Future trends shaping logistics ERP platform strategy
The next phase of logistics ERP modernization will be shaped by AI-ready SaaS platforms, deeper integration ecosystems, and more automated service operations. AI will be most valuable where the platform already has clean data flows, governed access, and observable workflows. That makes foundational platform engineering even more important. Providers that modernize only the user interface but ignore data architecture and operational telemetry will struggle to capture the next wave of value.
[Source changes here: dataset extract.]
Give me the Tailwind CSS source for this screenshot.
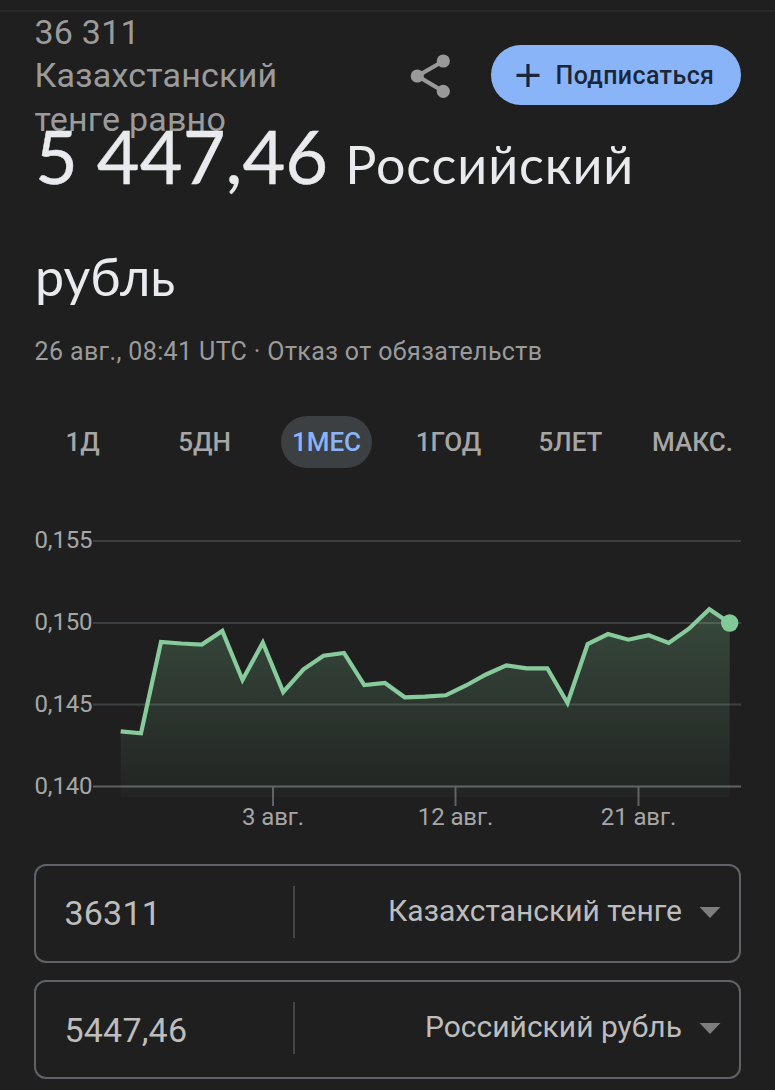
<!DOCTYPE html>
<html lang="ru">

<head>
    <meta charset="UTF-8">
    <meta name="viewport" content="width=device-width, initial-scale=1.0">
    <title>Конвертер валют</title>
    <script src="https://cdn.jsdelivr.net/npm/@tailwindcss/browser@4"></script>
</head>

<body class="bg-[#1f1f1f]">
    <div class="w-[775px] h-[1090px] overflow-hidden bg-[#1f1f1f] font-[Roboto,sans-serif] text-[#9b9b9b] flex flex-col">
        <div class="h-[11px] shrink-0 pt-2.5">
            <div class="h-0.5 bg-[#28292d]"></div>
        </div>

        <header class="h-[89px] shrink-0 pl-[34.5px] pr-[34.5px] flex items-start">
            <p class="w-[270px] text-[34px] leading-[43.3px] tracking-[0.22px]">36 311 Казахстанский тенге равно</p>
            <svg class="ml-[104px] mt-[42px] w-[42px] h-[46px] shrink-0" viewBox="0 0 42 46" fill="#999999">
                <path d="M34.5 8 L8.5 23 L34.5 38.5" fill="none" stroke="#999999" stroke-width="4.2" />
                <circle cx="34.3" cy="8" r="6.6" />
                <circle cx="8.3" cy="23" r="6.6" />
                <circle cx="34.3" cy="38.3" r="6.6" />
            </svg>
            <button class="ml-auto mt-[34px] w-[250px] h-[60px] shrink-0 rounded-full bg-[#8ab4f8] text-[#1b2738] flex items-center pl-[25px]">
                <svg class="w-6 h-6 mr-4" viewBox="0 0 24 24" stroke="currentColor" stroke-width="3.2">
                    <path d="M0.5 12.4H23.5M12 1V24" />
                </svg>
                <span class="pt-px text-[25px] font-medium whitespace-nowrap tracking-[0.4px]">Подписаться</span>
            </button>
        </header>

        <h1 class="relative h-[226px] shrink-0 pl-[35px] text-[#e8eaed] font-[Lato,Inter,sans-serif]">
            <span class="block whitespace-nowrap text-[74px] leading-[112px] [-webkit-text-stroke:0.4px_#e8eaed]">5 447,46 <span class="-ml-0.5 text-[52px] leading-none tracking-[0.9px] [-webkit-text-stroke:0px]">Российский</span></span>
            <span class="block pt-2 text-[52px] leading-[112px]">рубль</span>
        </h1>

        <p class="h-[90px] shrink-0 pl-[34.5px] pt-[11px] text-[25px] leading-[30px] tracking-[0.38px]">26 авг., 08:41 UTC · Отказ от обязательств</p>

        <nav class="h-[52px] shrink-0 pl-[37px] flex text-[26px] leading-[52px] font-medium text-center text-[#a6a6a6]">
            <span class="w-[91px]">1Д</span>
            <span class="w-[91px] ml-[31px]">5ДН</span>
            <span class="w-[91px] ml-[31px] rounded-full bg-[#3c4043] text-[#8ab4f8]">1МЕС</span>
            <span class="w-[91px] ml-[31px]">1ГОД</span>
            <span class="w-[91px] ml-[31px]">5ЛЕТ</span>
            <span class="w-[91px] ml-[31px]">МАКС.</span>
        </nav>

        <!-- rate chart, one month -->
        <svg class="w-[775px] h-[396px] shrink-0" viewBox="0 468 775 396">
            <defs>
                <linearGradient id="area" gradientUnits="userSpaceOnUse" x1="0" y1="609" x2="0" y2="797">
                    <stop offset="0" stop-color="#81c995" stop-opacity="0.25" />
                    <stop offset="1" stop-color="#81c995" stop-opacity="0.03" />
                </linearGradient>
            </defs>
            <g stroke="#3c4043" stroke-width="2">
                <path d="M93 541H741M93 623H741M93 704.5H741" />
            </g>
            <path d="M93 786.5H741M273 787V806M455.5 787V806M638.5 787V806" stroke="#5f6163" stroke-width="2" />
            <path d="M120.7 731.3L141 733.3L161 642L181.5 643.5L201.8 644.5L222.3 631L242.5 680L262.8 642.7L283.2 692L303.5 669.3L323.5 655.7L344 653L364.3 685L385 683L404.7 697.3L425 696.6L445.7 695.3L466 685.5L486 674.5L506.3 665.3L526.7 668.3L547.3 668.3L567.5 703L587.7 644L608 634L628.3 639.7L648.7 635.3L668.7 643L689 628.7L709.3 609.3L729.7 623V797H120.7Z" fill="url(#area)" />
            <path d="M120.7 731.3L141 733.3L161 642L181.5 643.5L201.8 644.5L222.3 631L242.5 680L262.8 642.7L283.2 692L303.5 669.3L323.5 655.7L344 653L364.3 685L385 683L404.7 697.3L425 696.6L445.7 695.3L466 685.5L486 674.5L506.3 665.3L526.7 668.3L547.3 668.3L567.5 703L587.7 644L608 634L628.3 639.7L648.7 635.3L668.7 643L689 628.7L709.3 609.3L729.7 623" fill="none" stroke="#87ca9b" stroke-width="4.2" />
            <circle cx="729.7" cy="623" r="8.7" fill="#81c995" />
            <g fill="#a6a6a6" class="text-[24px] tracking-[-0.15px]">
                <text x="34.5" y="548">0,155</text>
                <text x="34.5" y="630">0,150</text>
                <text x="34.5" y="711.5">0,145</text>
                <text x="34.5" y="793.5">0,140</text>
            </g>
            <g fill="#a6a6a6" text-anchor="middle" class="text-[24px] tracking-[-0.1px]">
                <text x="273" y="825">3 авг.</text>
                <text x="455.5" y="825">12 авг.</text>
                <text x="638.5" y="825">21 авг.</text>
            </g>
        </svg>

        <section class="shrink-0 pl-[34px] pr-[34px] flex flex-col gap-[17px] text-[#bdbdbd]">
            <div class="h-[99px] rounded-[12px] border-2 border-[#5f6368] flex items-center">
                <span class="w-[257px] pl-[28.5px] text-[34px] tracking-[0.2px]">36311</span>
                <span class="w-0.5 h-[52px] -mt-1 bg-[#444444]"></span>
                <span class="ml-auto pb-[7px] text-[30px]">Казахстанский тенге</span>
                <svg class="ml-[17px] mr-[18px] -mt-1 w-[22px] h-[12px]" viewBox="0 0 22 12">
                    <path d="M0.5 1H21.5L11 12Z" fill="#7d7d7d" />
                </svg>
            </div>
            <div class="h-[99px] rounded-[12px] border-2 border-[#5f6368] flex items-center">
                <span class="w-[257px] pl-[28.5px] pt-px text-[34px] tracking-[0.2px]">5447,46</span>
                <span class="w-0.5 h-[52px] -mt-1 bg-[#444444]"></span>
                <span class="ml-auto pb-[7px] text-[30px]">Российский рубль</span>
                <svg class="ml-[17px] mr-[18px] -mt-1 w-[22px] h-[12px]" viewBox="0 0 22 12">
                    <path d="M0.5 1H21.5L11 12Z" fill="#7d7d7d" />
                </svg>
            </div>
        </section>
    </div>
</body>

</html>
Another trend is the convergence of ERP, workflow automation, and partner-facing services into a broader digital operating platform. This favors vendors and partners that can package modular capabilities under a unified subscription model. It also increases the importance of embedded software and OEM platform strategy, especially for organizations that want to extend their brand through channel partners without building every platform capability internally. The winners are likely to be those that combine commercial flexibility, strong governance, and reliable tenant performance at scale.
Executive Conclusion
Logistics ERP modernization should be led as a business transformation with architectural discipline, not as a standalone cloud migration. The strategic goal is to create a platform and operating model that support subscription business models, recurring revenue growth, predictable tenant performance, and lower delivery friction across the customer lifecycle. That requires clear choices around tenancy, billing automation, integration design, governance, and customer success. For ERP partners, MSPs, SaaS providers, and enterprise leaders, the most durable advantage comes from building repeatable platform capabilities that can be packaged, branded, and operated at scale. When executed well, modernization improves margin, strengthens retention, enables partner ecosystem growth, and creates a more resilient foundation for digital transformation.